HAMPSHIRE police’s chief constable has said sorry over her force’s three investigations into Gosport’s hospital deaths and said it will hand over in the ‘coming days’.
But Olivia Pinkney stopped short of confirming a new investigation would be started by another force.
Any decision to start a fourth police probe would be with the force that takes over.
But Hampshire’s crime commissioner Michael Lane said any fresh allegations received in the wake of the Gosport Independent Panel could spark an investigation.
As reported, the panel found 456 patients at Gosport War Memorial Hospital had their lives shortened through the institutional practice of prescribing opioids without medical justification.
Another 200 ‘probably’ died in the same way but missing medical reports meant the panel could not be as certain.
Its report named Dr Jane Barton, 69, as ‘responsible for the practice of prescribing’ on the wards.
Mrs Pinkney’s apology yesterday said sorry for the ‘distress’ caused since the first police investigation in 1991.
Officers took 11 days to dismiss Gillian Mackenzie, now 84, and her sister Lesley Lack as ‘troublemakers’.
Gillian raised concerns over her mother 91-year-old Gladys Richards’ death at the hospital in 1998.
Yesterday Mrs Pinkney said: ‘The force has always acknowledged that the first two police investigations were not of a high quality.
‘The report makes clear a view from the panel that the third did not look widely enough.
‘We accept the panel’s findings and I would like to take this opportunity to apologise for our part in the distress caused to families for so many years.’
Reacting to the chief constable’s statement, Bridget Reeves – whose 88-year-old grandmother Elsie Devine died at the hospital in 1999 – said: ‘The police want to step back but do not want to stand up and admit what they have done.
‘They do not want to apologise to the families for the abhorrent way they carried out their investigations.
‘When we first reported my grandmother’s death to them, they came to the house and told us there will be a criminal case and they would take this to the Old Bailey.
‘They led us to believe this would be a criminal investigation when they knew they did not have enough evidence.
‘What they need to do is stand up and say they got it wrong.
‘We need another police force, one with more integrity than the people who ran Hampshire police in those days.’
Mrs Pinkney said the force would take a ‘step back’ but the transfer would be ‘taken forward as quickly as possible’.
It would be for the Crown Prosecution Service to outline whether any action is possible, she said.
Gosport MP Caroline Dinenage said it was a ‘wise decision’ for the county’s force to step back.
She said: ‘With so many failed investigations into this tragic matter in the past, it’s vital that this important work is now passed to a force that can look afresh and rebuild the families’ trust in our police.’
The report criticised all three police investigations into the deaths at the hospital between 1989 and 2000.

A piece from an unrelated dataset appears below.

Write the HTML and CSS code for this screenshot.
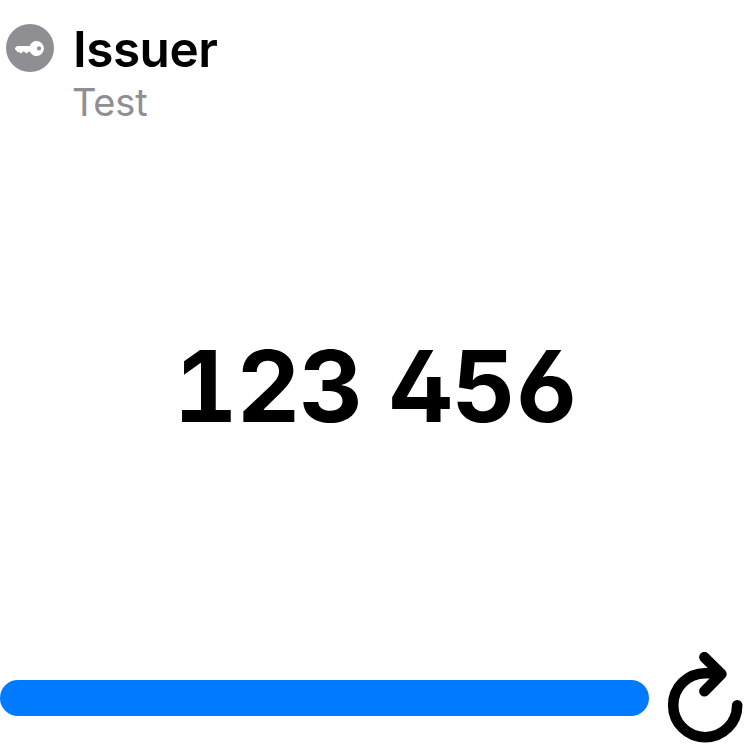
FILE: index.html
```
<!DOCTYPE html>
<html lang="en">
<head>
<meta charset="utf-8">
<title>Issuer</title>
<link rel="stylesheet" href="styles.css">
</head>
<body>
<main class="widget">
  <header class="account">
    <svg class="key" viewBox="0 0 48 48" aria-hidden="true">
      <circle cx="24" cy="24" r="24" fill="#8e8e93"/>
      <path fill="#fff" fill-rule="evenodd" d="M23.6 22 C25.2 18.6 27.4 17 30.4 17 A7.5 7.5 0 0 1 30.4 32 C27.4 32 25.2 30.4 23.6 27.2 L20.3 29.6 L17.9 27.2 L14.5 29.6 L12.8 27.8 L11.8 28.6 L9.2 25.3 Q8.6 24.5 9.2 23.7 L10.4 22.5 Q10.9 22 11.6 22 Z M33 22.3 a2.1 2.1 0 1 0 0 4.2 a2.1 2.1 0 1 0 0 -4.2 Z"/>
    </svg>
    <div class="names">
      <h1 class="issuer">Issuer</h1>
      <p class="name">Test</p>
    </div>
  </header>
  <p class="code"><span>123</span><span>456</span></p>
  <footer class="controls">
    <div class="progress"></div>
    <svg class="refresh" viewBox="0 0 76 92" aria-hidden="true">
      <path d="M70.2 53.2 A32 32 0 1 1 38.2 21.2 H53"/>
      <path d="M37.4 5.2 L54.4 22 L37.4 39.2"/>
    </svg>
  </footer>
</main>
</body>
</html>
```
FILE: styles.css
```
* { box-sizing: border-box; margin: 0; padding: 0; }
body { background: #fff; font-family: Inter, sans-serif; color: #000; }
.widget {
  width: 750px;
  height: 750px;
  display: flex;
  flex-direction: column;
  justify-content: space-between;
  padding: 18px 7px 6px 0;
  overflow: hidden;
}
.account { display: flex; gap: 20px; padding-left: 6px; height: 102px; }
.key { width: 48px; height: 48px; margin-top: 6px; }
.issuer { font-size: 49.5px; line-height: 62px; font-weight: 600; letter-spacing: -0.5px; margin-left: -1px; }
.name { font-size: 38px; line-height: 44px; font-weight: 400; color: #8e8e93; letter-spacing: -0.2px; margin-left: -2px; }
.code {
  display: flex;
  justify-content: center;
  gap: 27px;
  padding-left: 8px;
  font-size: 99px;
  line-height: 120px;
  font-weight: 650;
  letter-spacing: -1.2px;
  font-feature-settings: "tnum", "cv02", "cv03";
}
.controls { display: flex; align-items: center; justify-content: space-between; height: 92px; }
.progress { width: 649px; height: 36px; border-radius: 18px; background: #007aff; }
.refresh { width: 76px; height: 92px; fill: none; stroke: #000; stroke-width: 10.6; stroke-linecap: round; stroke-linejoin: round; }
```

Commissioner Mr Lane said he asked Mrs Pinkney to keep him informed ‘every week about the progress made... to make sure where we do it deliberately, professionally and appropriately but (also) keep a sense of pace’.
Mr Lane added there was ‘the possibility of more people’ coming forward with allegations and ‘that may well create in the normal course of things an investigation requirement’.

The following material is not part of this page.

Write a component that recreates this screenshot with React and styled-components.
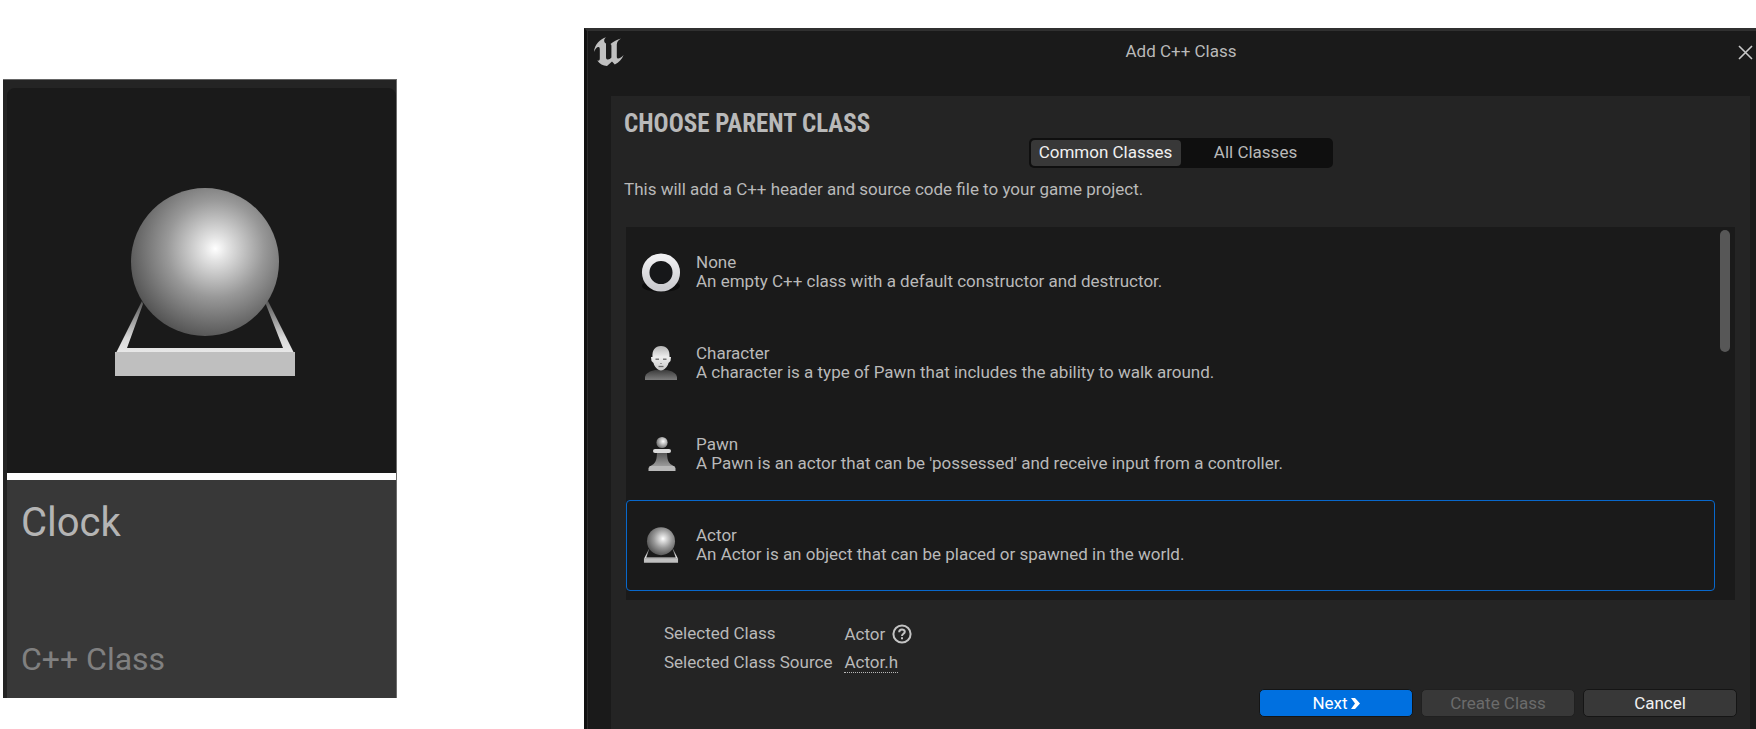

He said: ‘I will scrutinise the force’s actions in response to the report at every step on behalf of those families affected and the wider communities.’

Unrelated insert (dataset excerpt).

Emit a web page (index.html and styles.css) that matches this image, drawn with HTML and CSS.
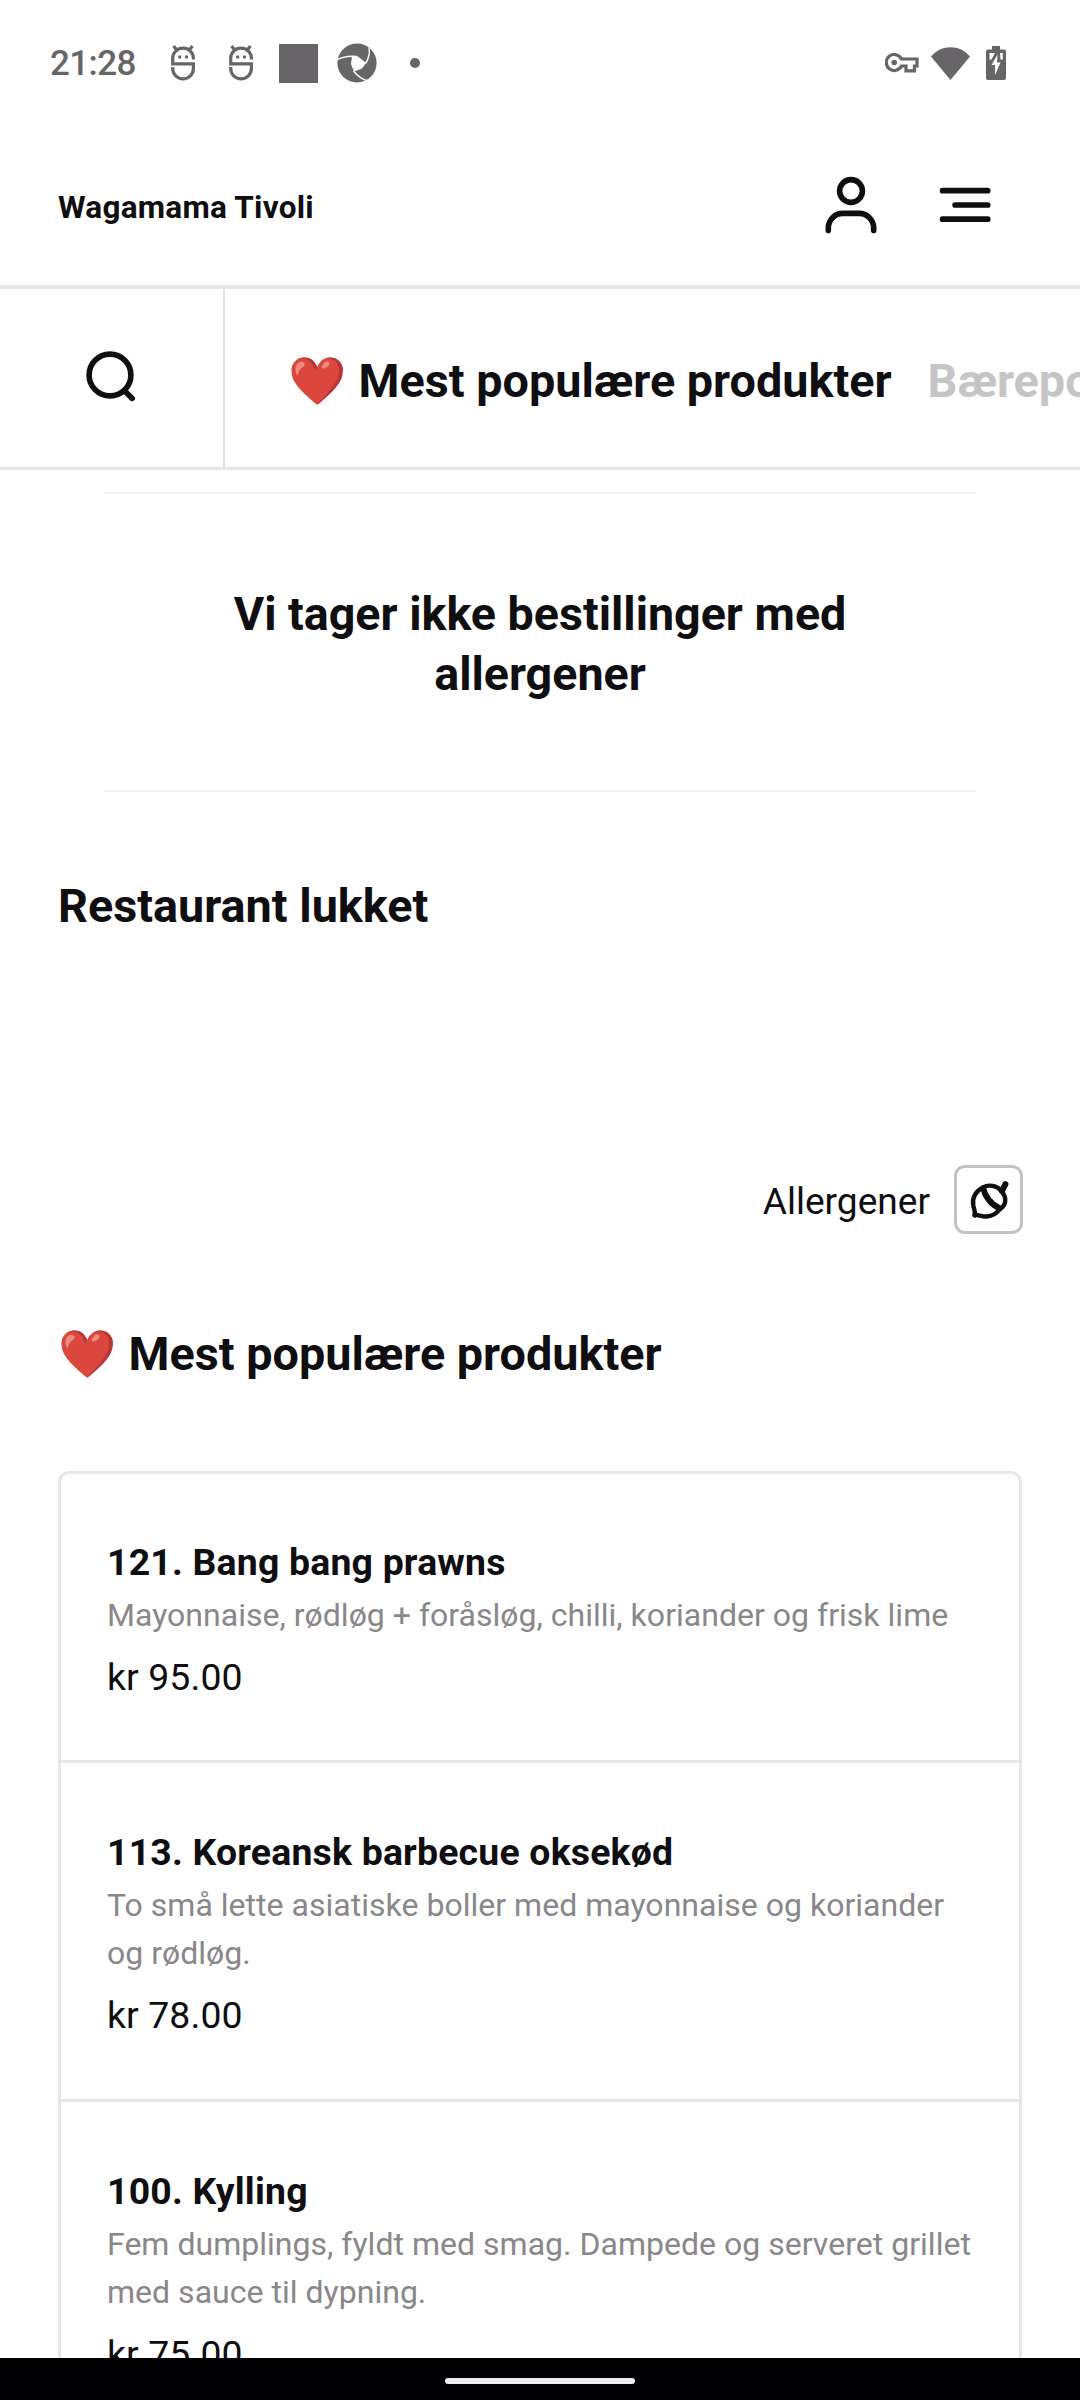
FILE: index.html
```html
<!DOCTYPE html>
<html lang="da">
<head>
<meta charset="utf-8">
<title>Wagamama Tivoli</title>
<link rel="stylesheet" href="styles.css">
</head>
<body>
<div class="screen">
  <div class="status">
    <div class="status-left">
      <span class="time">21:28</span>
      <svg class="bug" viewBox="0 0 24 36"><g fill="none" stroke="#676568" stroke-width="3.2"><path d="M22.4 14.5V13A10.3 9.8 0 0 0 1.7 13v5.8H22.4V23.500a10.3 10.3 0 0 1-20.7 0V22"/><path d="M2.5 1l3.5 4.200M21.500 1L18 5.200"/></g><g fill="#676568"><circle cx="8.700" cy="12" r="1.700"/><circle cx="15.500" cy="12" r="1.700"/></g></svg>
      <svg class="bug" viewBox="0 0 24 36"><g fill="none" stroke="#676568" stroke-width="3.2"><path d="M22.4 14.5V13A10.3 9.8 0 0 0 1.7 13v5.8H22.4V23.500a10.3 10.3 0 0 1-20.7 0V22"/><path d="M2.5 1l3.5 4.200M21.500 1L18 5.200"/></g><g fill="#676568"><circle cx="8.700" cy="12" r="1.700"/><circle cx="15.500" cy="12" r="1.700"/></g></svg>
      <span class="square"></span>
      <svg class="swirl" viewBox="0 0 40 40"><circle cx="20" cy="20" r="19.600" fill="#676568"/><path d="M15 13.500L21 13.500L29 20L25 25.500L17 28.500L14 21Z" fill="#fefefe"/><g fill="none" stroke="#fefefe" stroke-width="1.400"><path d="M0 17Q7 12.500 20 13.500"/><path d="M32 4.500Q33.500 13 28.500 20.500"/><path d="M16.500 28Q23 36 31 38"/></g></svg>
      <span class="dot"></span>
    </div>
    <div class="status-right">
      <svg class="key" viewBox="0 0 34 20"><path d="M16.400 6A8 8 0 1 0 16.400 13H21V17.800H29.500V13H32V6Z" fill="none" stroke="#676568" stroke-width="3.200"/><circle cx="9.200" cy="9.500" r="2.800" fill="#676568"/></svg>
      <svg class="wifi" viewBox="0 0 39 33"><path d="M0 9.500C10-3 29-3 39 9.500L19.500 33Z" fill="#676568"/></svg>
      <svg class="battery" viewBox="0 0 20 34"><path d="M6 0h8v3.500h4a2 2 0 0 1 2 2V32a2 2 0 0 1-2 2H2a2 2 0 0 1-2-2V5.500a2 2 0 0 1 2-2H6Z" fill="#676568"/><path d="M3.500 7H9L5.500 13.500H3.500Z M14 7h2.800v6.500H14.500Z M11.500 8.500L5.500 19h3.500v10l5.500-12.500h-3.500Z" fill="#fefefe"/></svg>
    </div>
  </div>

  <header class="header">
    <span class="brand">Wagamama Tivoli</span>
    <svg class="user" viewBox="0 0 52 58" fill="none" stroke="#0f0e11" stroke-width="5.600" stroke-linecap="round"><circle cx="26" cy="15" r="11.400"/><path d="M3.300 54.400V52A14.600 14.600 0 0 1 17.900 37.400H34.100A14.600 14.600 0 0 1 48.700 52V54.400"/></svg>
    <svg class="menu" viewBox="0 0 52 36" stroke="#0f0e11" stroke-width="5.700" stroke-linecap="round"><path d="M3.600 3.700H48.700M16.100 18H48.700M3.600 32.200H48.700"/></svg>
  </header>

  <nav class="tabs">
    <div class="search"><svg viewBox="0 0 52 52" fill="none" stroke="#0f0e11" stroke-width="5.600"><circle cx="25" cy="25" r="20.900"/><path d="M40 41.300L47.200 48.400" stroke-linecap="round"/></svg></div>
    <div class="tab-list"><span class="tab active"><span class="heart">❤️</span> Mest populære produkter</span><span class="tab">Bærepose</span></div>
  </nav>

  <main class="content">
    <p class="notice">Vi tager ikke bestillinger med allergener</p>
    <h2 class="title closed">Restaurant lukket</h2>
    <div class="allergens">
      <span class="label">Allergener</span>
      <button class="nut" aria-label="Allergener"><svg viewBox="3 3 63 63" fill="none" stroke="#0f0e11" stroke-width="4.400" stroke-linecap="round" stroke-linejoin="round"><path d="M29.300 22.300C21.500 26 18 33 19.200 40C19.700 43.500 21.300 46 21 50C24.500 49.300 27.500 52 33 51.500C39 51 43 48 46 44"/><path d="M29.300 22.300C34.500 19 43 20.700 47.500 26C52.500 32 53 39.500 46 44"/><path d="M29.300 23.500C31 31.500 37 39.500 45 43" stroke-width="6"/><path d="M48 26L51.400 19.200" stroke-width="6"/><path d="M21 50h.1" stroke-width="5.500"/></svg></button>
    </div>
    <h2 class="title"><span class="heart">❤️</span> Mest populære produkter</h2>
    <section class="products">
      <article class="product">
        <h3 class="name">121. Bang bang prawns</h3>
        <p class="desc">Mayonnaise, rødløg + foråsløg, chilli, koriander og frisk lime</p>
        <p class="price">kr 95.00</p>
      </article>
      <article class="product">
        <h3 class="name">113. Koreansk barbecue oksekød</h3>
        <p class="desc">To små lette asiatiske boller med mayonnaise og koriander og rødløg.</p>
        <p class="price">kr 78.00</p>
      </article>
      <article class="product">
        <h3 class="name">100. Kylling</h3>
        <p class="desc">Fem dumplings, fyldt med smag. Dampede og serveret grillet med sauce til dypning.</p>
        <p class="price">kr 75.00</p>
      </article>
    </section>
  </main>
  <div class="navbar"><span class="handle"></span></div>
</div>
</body>
</html>
```
FILE: styles.css
```css
* { box-sizing: border-box; margin: 0; }
body { background: #fefefe; color: #0f0e11; font-family: Roboto, "Liberation Sans", sans-serif; }
svg { display: block; flex: none; }
.screen { width: 1080px; height: 2400px; display: flex; flex-direction: column; overflow: hidden; }

.status { height: 126px; flex: none; display: flex; justify-content: space-between; padding: 0 74px 0 50px; color: #676568; }
.status-left, .status-right { display: flex; align-items: center; }
.time { width: 121px; font-size: 35px; font-weight: 500; letter-spacing: -0.6px; }
.bug { width: 24px; height: 36px; margin-right: 34px; }
.square { width: 39px; height: 39px; margin-left: -8px; background: #676568; }
.swirl { width: 40px; height: 40px; margin-left: 19px; }
.dot { width: 10px; height: 10px; margin-left: 33px; border-radius: 50%; background: #676568; }
.key { width: 34px; height: 20px; margin-right: 12px; }
.wifi { width: 39px; height: 33px; margin-right: 16px; }
.battery { width: 20px; height: 34px; }

.header { height: 163px; flex: none; display: flex; align-items: center; padding: 0 89px 2px 58px; border-bottom: 4px solid #e7e6e9; }
.brand { flex: 1; padding-top: 5px; font-size: 31.5px; font-weight: 700; letter-spacing: 0.25px; }
.user { width: 52px; height: 58px; margin-right: 62px; }
.menu { width: 52px; height: 36px; }

.tabs { height: 181px; flex: none; display: flex; border-bottom: 3px solid #e7e6e9; }
.search { width: 225px; flex: none; display: flex; align-items: center; justify-content: center; padding: 0 1px 4px 0; border-right: 2px solid #e2e1e4; }
.search svg { width: 52px; height: 52px; }
.tab-list { flex: 1; min-width: 0; display: flex; align-items: center; gap: 36px; padding: 6px 0 0 63px; overflow: hidden; white-space: nowrap; }
.tab { font-size: 46.75px; line-height: 60px; font-weight: 700; color: #c5c4c7; }
.tab.active { color: #0f0e11; }
.heart { margin-right: 1px; filter: saturate(0.85) brightness(0.98); }

.content { flex: 1; min-height: 0; overflow: hidden; padding: 22px 58px 0; }
.notice { margin: 0 46px; padding: 90px 80px 86px; border: solid #f2f1f4; border-width: 2px 0; text-align: center; font-size: 46.6px; line-height: 60px; font-weight: 700; }
.title { font-size: 46.75px; line-height: 60px; font-weight: 700; }
.closed { margin: 84px 0 229px; }
.allergens { display: flex; align-items: center; justify-content: flex-end; gap: 24px; margin: 0 -1px 90px 0; }
.label { padding-top: 3px; font-size: 37.1px; }
.nut { width: 69px; height: 69px; padding: 0; border: 3px solid #c2c1c4; border-radius: 11px; background: none; }

.products { margin-top: 87px; border: 3px solid #e7e6e9; border-radius: 11px 11px 0 0; }
.product { padding: 65px 40px 60px 46px; border-bottom: 3px solid #e7e6e9; }
.product:first-child { padding: 64px 40px 59px 46px; }
.name { font-size: 37.4px; line-height: 48px; font-weight: 700; letter-spacing: 0.2px; }
.desc { margin: 5px 0 14px; font-size: 32px; line-height: 48px; letter-spacing: 0.02px; color: #89878a; }
.price { font-size: 37.4px; line-height: 48px; letter-spacing: 0.1px; }

.navbar { height: 42px; flex: none; display: flex; justify-content: center; align-items: flex-start; padding-top: 20px; background: #020103; }
.handle { width: 190px; height: 6px; border-radius: 3px; background: #eeecef; }
```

Mr Lane, who said families ‘endured the pain and distress of unanswered questions’ for ‘far too long’, added: ‘Hampshire Constabulary is not the same as it was 20 years ago.’
During the three police probes, six police conduct investigations were held, with one review by the watchdog, the IPCC. The IPCC also ran one investigation.
Poor communication with the families, branded as ‘inadequate’, rocked the police probes.
In the first probe there had been no attempt to seek advice from the Crown Prosecution service, and a superintendent said ‘further investigation would not be appropriate’.
The panel found that the three probes uncovered evidence that ‘offences under the Health and Safety at Work Act 1974, and/or corporate manslaughter, might have been committed’.
In the 1998 investigation, Detective Constable Richard Maddison wrote: ‘I have no idea why these two sisters are so out to stir up trouble.’
Yesterday Mrs Pinkney said she has ‘already instructed my force to prepare plans so that this can be handed over to a different lead force’.
Mrs Pinkney added: ‘This will be taken forward as quickly as possible.
‘Following this I will communicate my decision with the families first.
‘I very much hope that this transparent approach will be echoed across all agencies and the momentum that the panel’s report has brought can continue.’